Given request.
Reproduce exactly, and only, the lines of the material below running from the line bearing "Give me the" through the line bearing "const days = buildDays();". Leave any pictures out.

— begin Provided data —

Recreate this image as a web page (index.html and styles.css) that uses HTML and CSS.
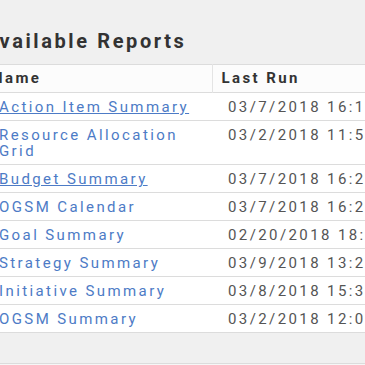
FILE: index.html
```html
<!DOCTYPE html>
<html>
<head>
<meta charset="utf-8">
<link rel="stylesheet" href="styles.css">
</head>
<body>
<div class="page">
  <h2 class="title">Available Reports</h2>
  <table class="reports">
    <thead>
      <tr><th class="c-name">Name</th><th class="c-run">Last Run</th></tr>
    </thead>
    <tbody>
      <tr><td class="c-name"><a class="link under" href="#">Action Item Summary</a></td><td class="c-run">03/7/2018 16:12</td></tr>
      <tr><td class="c-name"><a class="link" href="#">Resource Allocation Grid</a></td><td class="c-run">03/2/2018 11:53</td></tr>
      <tr><td class="c-name"><a class="link under" href="#">Budget Summary</a></td><td class="c-run">03/7/2018 16:24</td></tr>
      <tr><td class="c-name"><a class="link" href="#">OGSM Calendar</a></td><td class="c-run">03/7/2018 16:25</td></tr>
      <tr><td class="c-name"><a class="link" href="#">Goal Summary</a></td><td class="c-run">02/20/2018 18:10</td></tr>
      <tr><td class="c-name"><a class="link" href="#">Strategy Summary</a></td><td class="c-run">03/9/2018 13:22</td></tr>
      <tr><td class="c-name"><a class="link" href="#">Initiative Summary</a></td><td class="c-run">03/8/2018 15:31</td></tr>
      <tr><td class="c-name"><a class="link" href="#">OGSM Summary</a></td><td class="c-run">03/2/2018 12:04</td></tr>
    </tbody>
  </table>
  <div class="footer"></div>
</div>
</body>
</html>
```
FILE: styles.css
```css
html, body {
  margin: 0;
  padding: 0;
}
body {
  background: #f6f6f6;
  font-family: Roboto, "Liberation Sans", sans-serif;
  overflow: hidden;
}
.page {
  margin-left: -17px;
  width: 460px;
  padding-top: 30px;
  background: #f0f0f0;
}
.title {
  margin: 0 0 12px 1px;
  font-size: 20px;
  line-height: 22px;
  font-weight: bold;
  letter-spacing: 2.6px;
  color: #333;
}
.reports {
  width: 100%;
  border-collapse: collapse;
  background: #fff;
  font-size: 15px;
  line-height: 16px;
  letter-spacing: 2.4px;
}
.reports th {
  text-align: left;
  font-weight: bold;
  color: #333;
  padding: 5px 8px 6px 9px;
  border-top: 1px solid #dcdcdc;
  background: #fcfcfc;
}
.reports th.c-name {
  border-right: 1px solid #e4e4e4;
}
.reports td {
  padding: 6px 8px 5px 16px;
  border-top: 1px solid #dcdcdc;
  color: #555;
  vertical-align: top;
}
.reports tbody tr:last-child td {
  border-bottom: 1px solid #dcdcdc;
}
.c-name {
  width: 205px;
}
.link {
  color: #4d7bc6;
  text-decoration: none;
}
.link.under {
  text-decoration: underline;
}
.footer {
  height: 30px;
  border-bottom: 1px solid #dcdcdc;
}
```
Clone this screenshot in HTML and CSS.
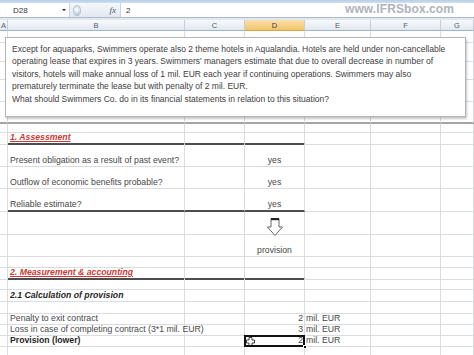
FILE: index.html
```html
<!DOCTYPE html>
<html>
<head>
<meta charset="utf-8">
<link rel="stylesheet" href="styles.css">
</head>
<body>
<div class="app">
  <div class="ribbon"></div>
  <div class="fbar">
    <div class="namebox"><span>D28</span><span class="dd"></span></div>
    <div class="fmid"><span class="knob"></span><span class="fx">fx</span></div>
    <div class="finput">2</div>
  </div>
  <div class="gap"></div>
  <div class="sheet">
    <div class="row hdr">
      <div class="hc ha">A</div><div class="hc">B</div><div class="hc">C</div><div class="hc hsel">D</div><div class="hc">E</div><div class="hc">F</div><div class="hc">G</div>
    </div>
    <div class="row h12"><div class="c"></div><div class="c"></div><div class="c"></div><div class="c"></div><div class="c"></div><div class="c"></div><div class="c"></div></div>
    <div class="row h19"><div class="c"></div><div class="c"></div><div class="c"></div><div class="c"></div><div class="c"></div><div class="c"></div><div class="c"></div></div>
    <div class="row h18"><div class="c"></div><div class="c"></div><div class="c"></div><div class="c"></div><div class="c"></div><div class="c"></div><div class="c"></div></div>
    <div class="row h22"><div class="c"></div><div class="c"></div><div class="c"></div><div class="c"></div><div class="c"></div><div class="c"></div><div class="c"></div></div>
    <div class="row h22 thick"><div class="c"></div><div class="c"></div><div class="c"></div><div class="c"></div><div class="c"></div><div class="c"></div><div class="c"></div></div>
    <div class="row h9"><div class="c"></div><div class="c"></div><div class="c"></div><div class="c"></div><div class="c"></div><div class="c"></div><div class="c"></div></div>
    <div class="row h11"><div class="c"></div><div class="c u sec">1. Assessment</div><div class="c u"></div><div class="c u"></div><div class="c"></div><div class="c"></div><div class="c"></div></div>
    <div class="row h23"><div class="c"></div><div class="c">Present obligation as a result of past event?</div><div class="c"></div><div class="c ctr">yes</div><div class="c"></div><div class="c"></div><div class="c"></div></div>
    <div class="row h22"><div class="c"></div><div class="c">Outflow of economic benefits probable?</div><div class="c"></div><div class="c ctr">yes</div><div class="c"></div><div class="c"></div><div class="c"></div></div>
    <div class="row h23"><div class="c"></div><div class="c u">Reliable estimate?</div><div class="c u"></div><div class="c u ctr">yes</div><div class="c"></div><div class="c"></div><div class="c"></div></div>
    <div class="row h23"><div class="c"></div><div class="c"></div><div class="c"></div><div class="c ctr">
      <svg class="arrow" width="18" height="20" viewBox="0 0 18 20"><path d="M5 1.5H13V10H16.5L9 18.5L1.5 10H5Z" fill="#fff" stroke="#666" stroke-width="1"/><rect x="5" y="1" width="8" height="2.2" fill="#222"/></svg>
    </div><div class="c"></div><div class="c"></div><div class="c"></div></div>
    <div class="row h22"><div class="c"></div><div class="c"></div><div class="c"></div><div class="c ctr">provision</div><div class="c"></div><div class="c"></div><div class="c"></div></div>
    <div class="row h11"><div class="c"></div><div class="c"></div><div class="c"></div><div class="c"></div><div class="c"></div><div class="c"></div><div class="c"></div></div>
    <div class="row h11"><div class="c"></div><div class="c u sec">2. Measurement &amp; accounting</div><div class="c u"></div><div class="c u"></div><div class="c"></div><div class="c"></div><div class="c"></div></div>
    <div class="row h11"><div class="c"></div><div class="c"></div><div class="c"></div><div class="c"></div><div class="c"></div><div class="c"></div><div class="c"></div></div>
    <div class="row h12"><div class="c"></div><div class="c sub">2.1 Calculation of provision</div><div class="c"></div><div class="c"></div><div class="c"></div><div class="c"></div><div class="c"></div></div>
    <div class="row h12"><div class="c"></div><div class="c"></div><div class="c"></div><div class="c"></div><div class="c"></div><div class="c"></div><div class="c"></div></div>
    <div class="row h11"><div class="c"></div><div class="c">Penalty to exit contract</div><div class="c"></div><div class="c num">2</div><div class="c unit">mil. EUR</div><div class="c"></div><div class="c"></div></div>
    <div class="row h11"><div class="c"></div><div class="c">Loss in case of completing contract (3*1 mil. EUR)</div><div class="c"></div><div class="c num">3</div><div class="c unit">mil. EUR</div><div class="c"></div><div class="c"></div></div>
    <div class="row h11"><div class="c"></div><div class="c bold">Provision (lower)</div><div class="c"></div><div class="c num sel">
      <svg class="cursor" width="9" height="9" viewBox="0 0 9 9"><path d="M3 0.5H6V3H8.5V6H6V8.5H3V6H0.5V3H3Z" fill="#fff" stroke="#111" stroke-width="0.8"/></svg>
      2<span class="handle"></span></div><div class="c unit">mil. EUR</div><div class="c"></div><div class="c"></div></div>
    <div class="row h11"><div class="c"></div><div class="c"></div><div class="c"></div><div class="c"></div><div class="c"></div><div class="c"></div><div class="c"></div></div>
  </div>
  <div class="watermark">www.IFRSbox.com</div>
  <div class="textbox">
    Except for aquaparks, Swimmers operate also 2 theme hotels in Aqualandia. Hotels are held under non-cancellable<br>
    operating lease that expires in 3 years. Swimmers' managers estimate that due to overall decrease in number of<br>
    visitors, hotels will make annual loss of 1 mil. EUR each year if continuing operations. Swimmers may also<br>
    prematurely terminate the lease but with penalty of 2 mil. EUR.<br>
    What should Swimmers Co. do in its financial statements in relation to this situation?
  </div>
</div>
</body>
</html>
```

FILE: styles.css
```css
* { box-sizing: border-box; margin: 0; padding: 0; }
html, body { width: 474px; height: 355px; overflow: hidden; background: #fff; }
body { font-family: "Liberation Sans", Arial, sans-serif; color: #333; }

.app { position: relative; width: 474px; height: 355px; overflow: hidden; }

.ribbon { height: 3px; background: linear-gradient(#b7cde8, #cfdff1); }

.fbar { display: flex; height: 15px; background: #fff; border-bottom: 1px solid #abbccf; }
.namebox { width: 70px; display: flex; align-items: center; justify-content: space-between; padding: 0 3px 0 13px; font-size: 8px; color: #333; border-right: 1px solid #cad4df; }
.dd { width: 0; height: 0; border-left: 2px solid transparent; border-right: 2px solid transparent; border-top: 2px solid #222; }
.fmid { width: 51px; display: flex; align-items: center; justify-content: space-between; padding: 0 4px 0 3px; background: linear-gradient(#f5f8fc, #e2e9f2); border-right: 1px solid #cad4df; }
.knob { width: 8px; height: 11px; border-radius: 50%; background: radial-gradient(circle at 40% 40%, #ffffff, #c9d4e1 70%, #9fb0c4); border: 1px solid #b3c1d1; }
.fx { font-family: "Liberation Serif", serif; font-style: italic; font-size: 9px; color: #555; }
.finput { flex: 1; padding-left: 5px; font-size: 8px; display: flex; align-items: center; }
.gap { height: 2px; background: #e3e8ee; }

.row { display: grid; grid-template-columns: 8px 177px 60px 60px 66px 70px 33px; }
.hdr { height: 11px; }
.hc { display: flex; align-items: center; justify-content: center; font-size: 7.5px; color: #4f6077; background: linear-gradient(#f7f9fc, #e2e8f0); border-right: 1px solid #c3cedb; border-bottom: 1px solid #9fb3c9; overflow: hidden; }
.ha { justify-content: flex-end; padding-right: 1px; }
.hsel { background: linear-gradient(#fae0ac, #f2c46a); color: #3a3a3a; border-bottom-color: #d6a64a; }

.h9 { height: 9px; } .h11 { height: 11px; } .h12 { height: 12px; } .h18 { height: 18px; }
.h19 { height: 19px; } .h22 { height: 22px; } .h23 { height: 23px; }

.c { position: relative; display: flex; align-items: flex-end; font-size: 8.7px; line-height: 9px; white-space: nowrap; padding: 0 2px 1px; color: #484848; border-right: 1px solid #d9dce1; border-bottom: 1px solid #d9dce1; }
.thick .c { border-bottom: 2px solid #a4a4a4; }
.c.u { border-bottom: 2px solid #4d4d4d; }
.ctr { justify-content: center; }
.num { justify-content: flex-end; padding-right: 1px; }
.unit { padding-left: 1px; }
.sec { color: #c93a36; font-weight: bold; font-style: italic; text-decoration: underline; }
.sub { font-weight: bold; font-style: italic; color: #262626; }
.bold { font-weight: bold; color: #262626; }

.arrow { position: absolute; top: 5px; left: 21px; }
.sel::after { content: ""; position: absolute; left: -1px; top: -1px; right: -1px; bottom: -1px; border: 2px solid #111; }
.handle { position: absolute; right: -3px; bottom: -3px; width: 4px; height: 4px; background: #111; border: 1px solid #fff; z-index: 2; }
.cursor { position: absolute; left: 1px; top: 1px; }

.watermark { position: absolute; left: 345px; top: 3px; font-size: 12px; line-height: 13px; font-weight: bold; color: #adb4bc; letter-spacing: 0.1px; }

.textbox { position: absolute; left: 5px; top: 37px; width: 461px; height: 80px; background: #fff; border: 1px solid #b5b5b5; box-shadow: 1px 2px 2px rgba(0,0,0,0.22); padding: 5px 6px; font-size: 8.5px; line-height: 12.4px; color: #404040; white-space: nowrap; }
```
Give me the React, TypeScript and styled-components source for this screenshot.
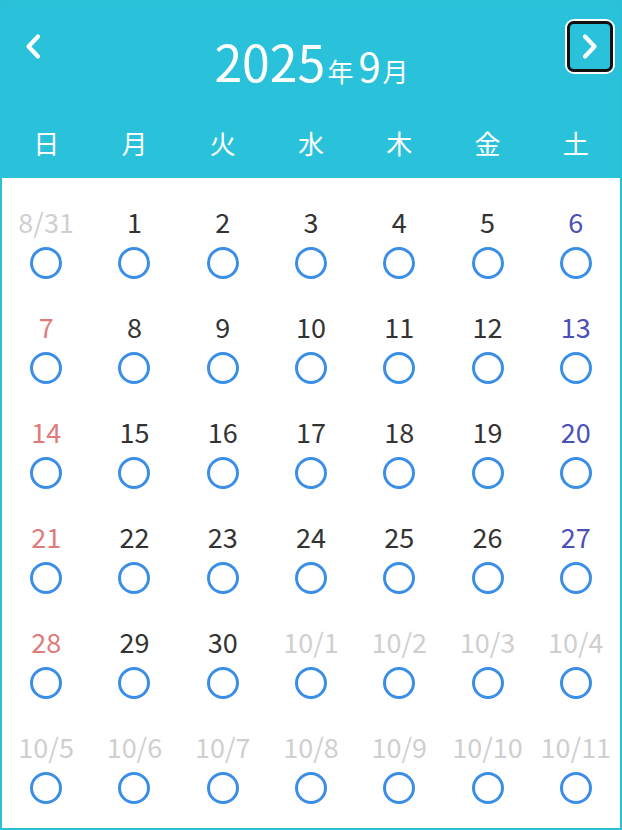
import React from 'react';
import styled, { createGlobalStyle } from 'styled-components';

const GlobalStyle = createGlobalStyle`
  html, body {
    margin: 0;
    padding: 0;
    background: #ffffff;
  }
  body {
    font-family: "Noto Sans CJK JP", "Noto Sans", sans-serif;
  }
`;

type Tone = 'normal' | 'sun' | 'sat' | 'other';

const toneColor: Record<Tone, string> = {
  normal: '#333333',
  sun: '#e07b7b',
  sat: '#4b50b8',
  other: '#cfcfcf',
};

// 2025年9月 のカレンダー (8/31 から 10/11 まで)
const buildDays = () => {
  const days: { label: string; tone: Tone }[] = [];
  days.push({ label: '8/31', tone: 'other' });
  for (let d = 1; d <= 30; d++) {
    const col = days.length % 7;
    days.push({ label: String(d), tone: col === 0 ? 'sun' : col === 6 ? 'sat' : 'normal' });
  }
  let n = 1;
  while (days.length < 42) {
    days.push({ label: `10/${n}`, tone: 'other' });
    n++;
  }
  return days;
};

const weekdays = ['日', '月', '火', '水', '木', '金', '土'];

const Chevron: React.FC<{ dir: 'left' | 'right' }> = ({ dir }) => (
  <svg width="18" height="27" viewBox="0 0 18 27" fill="none">
    <path
      d={dir === 'left' ? 'M14 3.5 L4.5 13.5 L14 23.5' : 'M4 3.5 L13.5 13.5 L4 23.5'}
      stroke="#ffffff"
      strokeWidth="4.2"
      strokeLinecap="round"
      strokeLinejoin="round"
    />
  </svg>
);

const App: React.FC = () => {
  const days = buildDays();

  return (
    <>
      <GlobalStyle />
      <Calendar>
        <Header>
          <TopRow>
            <NavButton aria-label="前の月">
              <Chevron dir="left" />
            </NavButton>
            <Title>
              <Big>2025</Big>
              <Unit>年</Unit>
              <Month>9</Month>
              <Unit>月</Unit>
            </Title>
            <NavButton aria-label="次の月" $focused>
              <Chevron dir="right" />
            </NavButton>
          </TopRow>
          <WeekRow>
            {weekdays.map((w) => (
              <WeekLabel key={w}>{w}</WeekLabel>
            ))}
          </WeekRow>
        </Header>
        <Grid>
          {days.map((day, i) => (
            <Cell key={i}>
              <DayNum $tone={day.tone}>{day.label}</DayNum>
              <Mark />
            </Cell>
          ))}
        </Grid>
      </Calendar>
    </>
  );
};

const Calendar = styled.div`
  width: 622px;
  height: 830px;
  box-sizing: border-box;
  border: 2px solid #2ac0d8;
  background: #ffffff;
  display: flex;
  flex-direction: column;
`;

const Header = styled.div`
  background: #29c2da;
  height: 176px;
  box-sizing: border-box;
  color: #ffffff;
`;

const TopRow = styled.div`
  display: grid;
  grid-template-columns: 46px 1fr 46px;
  align-items: start;
  padding: 19px 7px 0 8px;
`;

const NavButton = styled.button<{ $focused?: boolean }>`
  width: 46px;
  height: 51px;
  padding: 0;
  margin: 0;
  display: flex;
  align-items: center;
  justify-content: center;
  background: transparent;
  cursor: pointer;
  border-radius: 7px;
  box-sizing: border-box;
  border: 3px solid ${(p) => (p.$focused ? '#111111' : 'transparent')};
  box-shadow: ${(p) => (p.$focused ? '0 0 0 2px #ffffff' : 'none')};
`;

const Title = styled.div`
  margin-top: 14px;
  text-align: center;
  line-height: 1;
  white-space: nowrap;
  font-size: 50px;
`;

const Big = styled.span`
  font-size: 50px;
`;

const Unit = styled.span`
  font-size: 26px;
  margin-left: 2px;
`;

const Month = styled.span`
  font-size: 40px;
  margin-left: 5px;
`;

const WeekRow = styled.div`
  display: grid;
  grid-template-columns: repeat(7, 1fr);
  margin-top: 41px;
`;

const WeekLabel = styled.div`
  text-align: center;
  font-size: 26px;
  line-height: 34px;
`;

const Grid = styled.div`
  display: grid;
  grid-template-columns: repeat(7, 1fr);
  grid-auto-rows: 105px;
`;

const Cell = styled.div`
  display: flex;
  flex-direction: column;
  align-items: center;
  padding-top: 27px;
  box-sizing: border-box;
`;

const DayNum = styled.div<{ $tone: Tone }>`
  font-size: 27px;
  line-height: 34px;
  color: ${(p) => toneColor[p.$tone]};
  white-space: nowrap;
`;

const Mark = styled.div`
  margin-top: 8px;
  width: 32px;
  height: 32px;
  box-sizing: border-box;
  border: 3px solid #3b8ee6;
  border-radius: 50%;
`;

export default App;
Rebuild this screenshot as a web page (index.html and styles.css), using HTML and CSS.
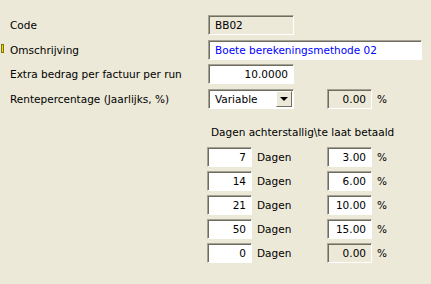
FILE: index.html
```html
<!DOCTYPE html>
<html lang="nl">
<head>
    <meta charset="UTF-8">
    <title>Boete berekening</title>
    <link rel="stylesheet" href="styles.css">
</head>
<body>
    <div class="form">
        <div class="row">
            <span class="label">Code</span>
            <div class="box ro code">BB02</div>
        </div>
        <div class="row req">
            <span class="marker"></span>
            <span class="label">Omschrijving</span>
            <div class="box desc">Boete berekeningsmethode 02</div>
        </div>
        <div class="row">
            <span class="label">Extra bedrag per factuur per run</span>
            <div class="box num amount">10.0000</div>
        </div>
        <div class="row">
            <span class="label">Rentepercentage (Jaarlijks, %)</span>
            <div class="box select">
                <span>Variable</span>
                <span class="drop"><span class="arrow"></span></span>
            </div>
            <div class="box ro num pct">0.00</div>
            <span class="unit">%</span>
        </div>

        <div class="table">
            <div class="caption">Dagen achterstallig\te laat betaald</div>
            <div class="trow">
                <div class="box num days">7</div><span class="dlabel">Dagen</span>
                <div class="box num pct">3.00</div><span class="unit">%</span>
            </div>
            <div class="trow">
                <div class="box num days">14</div><span class="dlabel">Dagen</span>
                <div class="box num pct">6.00</div><span class="unit">%</span>
            </div>
            <div class="trow">
                <div class="box num days">21</div><span class="dlabel">Dagen</span>
                <div class="box num pct">10.00</div><span class="unit">%</span>
            </div>
            <div class="trow">
                <div class="box num days">50</div><span class="dlabel">Dagen</span>
                <div class="box num pct">15.00</div><span class="unit">%</span>
            </div>
            <div class="trow">
                <div class="box num days">0</div><span class="dlabel">Dagen</span>
                <div class="box ro num pct">0.00</div><span class="unit">%</span>
            </div>
        </div>
    </div>
</body>
</html>
```
FILE: styles.css
```css
* {
    margin: 0;
    padding: 0;
    box-sizing: border-box;
}

body {
    background: #ece9d8;
    font-family: "DejaVu Sans", sans-serif;
    font-size: 10.5px;
    color: #000;
    width: 431px;
    height: 284px;
    overflow: hidden;
}

.form {
    padding: 15px 0 0 0;
    display: flex;
    flex-direction: column;
}

.row {
    position: relative;
    display: flex;
    align-items: center;
    height: 20px;
    margin-bottom: 4.7px;
}

.label {
    width: 208px;
    padding-left: 10px;
}

.marker {
    position: absolute;
    left: 1px;
    top: 4px;
    width: 3px;
    height: 9px;
    background: #f0e000;
    border: 1px solid #7a7400;
}

.box {
    height: 20px;
    background: #fff;
    border: 1px solid;
    border-color: #a5a293 #fff #fff #a5a293;
    box-shadow: inset 1px 1px 0 #6f6c60;
    display: flex;
    align-items: center;
    padding: 0 5px 0 6px;
    white-space: nowrap;
}

.ro {
    background: #ece9d8;
}

.num {
    justify-content: flex-end;
}

.code {
    width: 86px;
}

.desc {
    width: 214px;
    color: #0000ff;
}

.amount {
    width: 86px;
}

.select {
    width: 86px;
    justify-content: space-between;
    padding-right: 1px;
}

.drop {
    width: 16px;
    height: 16px;
    background: #ece9d8;
    border: 1px solid;
    border-color: #fff #716f64 #716f64 #fff;
    display: flex;
    align-items: center;
    justify-content: center;
}

.arrow {
    width: 0;
    height: 0;
    border-left: 4px solid transparent;
    border-right: 4px solid transparent;
    border-top: 4px solid #000;
}

.pct {
    width: 45px;
    margin-left: 33px;
}

.unit {
    margin-left: 5px;
}

.table {
    margin-top: 12px;
    padding-left: 207px;
}

.caption {
    padding-left: 4px;
    height: 18px;
    margin-bottom: 3px;
}

.trow {
    display: flex;
    align-items: center;
    height: 20px;
    margin-bottom: 4px;
}

.days {
    width: 45px;
}

.dlabel {
    width: 75px;
    padding-left: 5px;
}

.trow .pct {
    margin-left: 0;
}
```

— end Provided data —

Final result.
Give me the React, TypeScript and styled-components source for this screenshot.
import React from 'react';
import styled, { createGlobalStyle } from 'styled-components';

const GlobalStyle = createGlobalStyle`
  html, body {
    margin: 0;
    padding: 0;
    background: #ffffff;
  }
  body {
    font-family: "Noto Sans CJK JP", "Noto Sans", sans-serif;
  }
`;

type Tone = 'normal' | 'sun' | 'sat' | 'other';

const toneColor: Record<Tone, string> = {
  normal: '#333333',
  sun: '#e07b7b',
  sat: '#4b50b8',
  other: '#cfcfcf',
};

// 2025年9月 のカレンダー (8/31 から 10/11 まで)
const buildDays = () => {
  const days: { label: string; tone: Tone }[] = [];
  days.push({ label: '8/31', tone: 'other' });
  for (let d = 1; d <= 30; d++) {
    const col = days.length % 7;
    days.push({ label: String(d), tone: col === 0 ? 'sun' : col === 6 ? 'sat' : 'normal' });
  }
  let n = 1;
  while (days.length < 42) {
    days.push({ label: `10/${n}`, tone: 'other' });
    n++;
  }
  return days;
};

const weekdays = ['日', '月', '火', '水', '木', '金', '土'];

const Chevron: React.FC<{ dir: 'left' | 'right' }> = ({ dir }) => (
  <svg width="18" height="27" viewBox="0 0 18 27" fill="none">
    <path
      d={dir === 'left' ? 'M14 3.5 L4.5 13.5 L14 23.5' : 'M4 3.5 L13.5 13.5 L4 23.5'}
      stroke="#ffffff"
      strokeWidth="4.2"
      strokeLinecap="round"
      strokeLinejoin="round"
    />
  </svg>
);

const App: React.FC = () => {
  const days = buildDays();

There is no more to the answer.